El etnonacionalismo ha tomado el poder y socavado las instituciones democráticas en Israel, la India y Turquía. Hasta Canadá se apresta a elegir a un populista de derecha como primer ministro.

El analista norteamericano Martín Gurri describió claramente lo que venía en La rebelión del público, su libro de 2014. Gurri advertía que internet desestabilizaría las democracias de Occidente al visibilizar y energizar los descontentos que siempre habían existido en la sociedad. El resultado, advertía, sería una profunda crisis de autoridad producto de una esfera pública en la que todo el mundo está furioso con el Gobierno todo el tiempo, y mientras más extremo sea el discurso del outsider, más cala en el electorado.

Es así cómo debemos interpretar el triunfo político de Donald Trump. Lo que está pasando en Estados Unidos ocurre dentro de un contexto global en el que el más estridente siempre lleva la ventaja.

Martín Gurri argumenta que no es que la gente se haya enfadado repentinamente contra sus gobernantes, sino que las nuevas tecnologías digitales potencian la frustración que siempre ha existido y exacerban el conflicto. Además, en muchos casos, ya no hay vías de retorno al arreglo informativo de antaño. Antes, los pueblos solían aceptar pasivamente lo que las élites en control del Estado, del aparato informativo y de las fuerzas armadas decidían transmitirles. Ese mundo se fue y no volverá.

Lo que no ha desaparecido son las crecientes expectativas de los votantes. En todas partes estas están aumentando a una velocidad superior a la que crece la capacidad del Estado para satisfacerlas.

Así, los gobiernos se ven obligados a operar en sistemas políticos en los cuales cada vez hay más grupos y hasta líderes individuales que han adquirido la capacidad de bloquear las iniciativas de sus rivales. Estas vetocracias —como las llamó Francis Fukuyama— tienden a ser paralizantes, ya que actores políticos con poder de veto pueden bloquear las iniciativas de sus rivales a pesar de no contar con el poder necesario para imponer su propia agenda.

El resultado es el juego político estancado y un gran descontento de la población que se expresa a través del apoyo electoral a los candidatos que más agresivamente despotrican en contra del statu quo. En un mundo en el cual todo el que esté descontento tiene un megáfono, los electorados van dando tumbos ciegamente de extremo a extremo impulsados únicamente por el imperativo de adversar a quien gobierna.

Frente a estos desafíos, la respuesta no es abandonar la democracia, sino actualizarla.
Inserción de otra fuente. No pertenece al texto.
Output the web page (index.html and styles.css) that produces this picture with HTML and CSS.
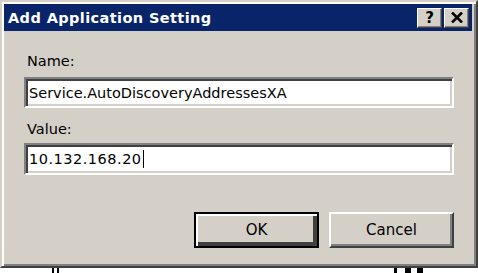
FILE: index.html
```html
<!DOCTYPE html>
<html>
<head>
<meta http-equiv="Content-Type" content="text/html; charset=utf-8"/>
<title>Add Application Setting</title>
<link rel="stylesheet" href="styles.css">
</head>
<body>
<div class="window">
  <div class="titlebar">
    <span class="title">Add Application Setting</span>
    <div class="caption-buttons">
      <span class="cap-btn help">?</span>
      <span class="cap-btn close">
        <svg width="12" height="11" viewBox="0 0 12 11"><path d="M1 0.5 L11 10.5 M11 0.5 L1 10.5" stroke="#000" stroke-width="2.6" fill="none"/></svg>
      </span>
    </div>
  </div>

  <div class="content">
    <div class="label label-name">Name:</div>
    <div class="field field-name">Service.AutoDiscoveryAddressesXA</div>
    <div class="label label-value">Value:</div>
    <div class="field field-value">10.132.168.20<span class="caret"></span></div>

    <div class="buttons">
      <span class="button default">OK</span>
      <span class="button">Cancel</span>
    </div>
  </div>
</div>
<div class="below">
  <span class="mark m1"></span><span class="mark m2"></span>
  <span class="mark m3"></span><span class="mark m4"></span><span class="mark m5"></span>
</div>
</body>
</html>
```

FILE: styles.css
```css
body {
  margin: 0;
  background-color: white;
  font-family: "DejaVu Sans", Verdana, sans-serif;
  font-size: 14px;
  color: #000;
}

.window {
  width: 478px;
  height: 268px;
  box-sizing: border-box;
  background-color: #d4d0c8;
  border: 2px solid;
  border-color: #d4d0c8 #404040 #404040 #d4d0c8;
  box-shadow: inset 2px 2px #ffffff, inset -2px -2px #808080;
  padding: 2px 4px 2px 2px;
}

/* title bar */
.titlebar {
  height: 27px;
  background-color: #0a246a;
  display: flex;
  align-items: center;
  justify-content: space-between;
  padding: 0 3px 0 4px;
}

.title {
  color: white;
  font-weight: bold;
  font-size: 14.5px;
  letter-spacing: 0.4px;
}

.caption-buttons {
  display: flex;
  gap: 2px;
}

.cap-btn {
  width: 25px;
  height: 20px;
  box-sizing: border-box;
  background-color: #d4d0c8;
  border: 1px solid;
  border-color: #ffffff #404040 #404040 #ffffff;
  box-shadow: inset -1px -1px #808080;
  display: flex;
  align-items: center;
  justify-content: center;
  font-weight: bold;
  font-size: 15px;
}

/* form */
.content {
  padding: 20px 18px 0 20px;
}

.label {
  height: 20px;
  line-height: 20px;
  padding-left: 3px;
  font-size: 14.5px;
}

.field {
  height: 31px;
  box-sizing: border-box;
  background-color: white;
  border: 2px solid;
  border-color: #808080 #ffffff #ffffff #808080;
  box-shadow: inset 2px 2px #404040, inset -2px -2px #d4d0c8;
  padding: 0 0 0 3px;
  display: flex;
  align-items: center;
  font-size: 14.5px;
}

.field-name {
  margin-top: 6px;
}

.label-value {
  margin-top: 11px;
}

.field-value {
  margin-top: 4px;
  height: 32px;
  letter-spacing: 0.5px;
}

.caret {
  display: inline-block;
  width: 1px;
  height: 18px;
  margin-left: 1px;
  background-color: #000;
}

.buttons {
  display: flex;
  justify-content: flex-end;
  gap: 10px;
  margin-top: 37px;
}

.button {
  width: 125px;
  height: 36px;
  box-sizing: border-box;
  background-color: #d4d0c8;
  border: 2px solid;
  border-color: #ffffff #404040 #404040 #ffffff;
  box-shadow: inset -2px -2px #808080;
  display: flex;
  align-items: center;
  justify-content: center;
  font-size: 15px;
}

.button.default {
  outline: 2px solid #000;
  outline-offset: -2px;
  box-shadow: inset 2px 2px #ffffff, inset -4px -4px #404040;
}

/* bits of the window behind the dialog */
.below {
  height: 5px;
  display: flex;
  align-items: flex-start;
}

.mark {
  display: inline-block;
  height: 5px;
  background-color: #000;
}

.m1 { width: 2px; margin-left: 52px; }
.m2 { width: 2px; margin-left: 3px; }
.m3 { width: 3px; margin-left: 335px; }
.m4 { width: 6px; margin-left: 8px; }
.m5 { width: 6px; margin-left: 6px; }
```
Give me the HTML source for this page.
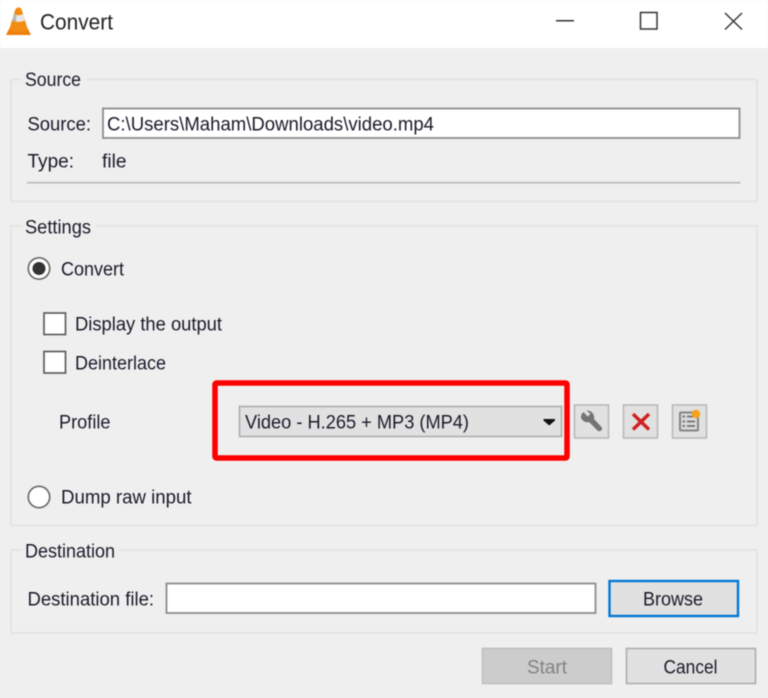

Las instituciones deben evolucionar para ser más transparentes, competentes y participativas, rompiendo las distancias entre gobernantes y gobernados. Iniciativas como los presupuestos participativos, los referéndums locales y las asambleas ciudadanas pueden acercar la toma de decisiones a la gente, reduciendo la brecha de desconfianza ante estos grupos. Al mismo tiempo, hay que fortalecer los mecanismos de control y equilibrio para garantizar que incluso los líderes más populistas respeten los principios democráticos. El descontento no se va a acabar, ni se va a callar, pero sí se puede canalizar para generar una manera más efectiva de gobernar. No va a ser fácil, pero hay que intentarlo.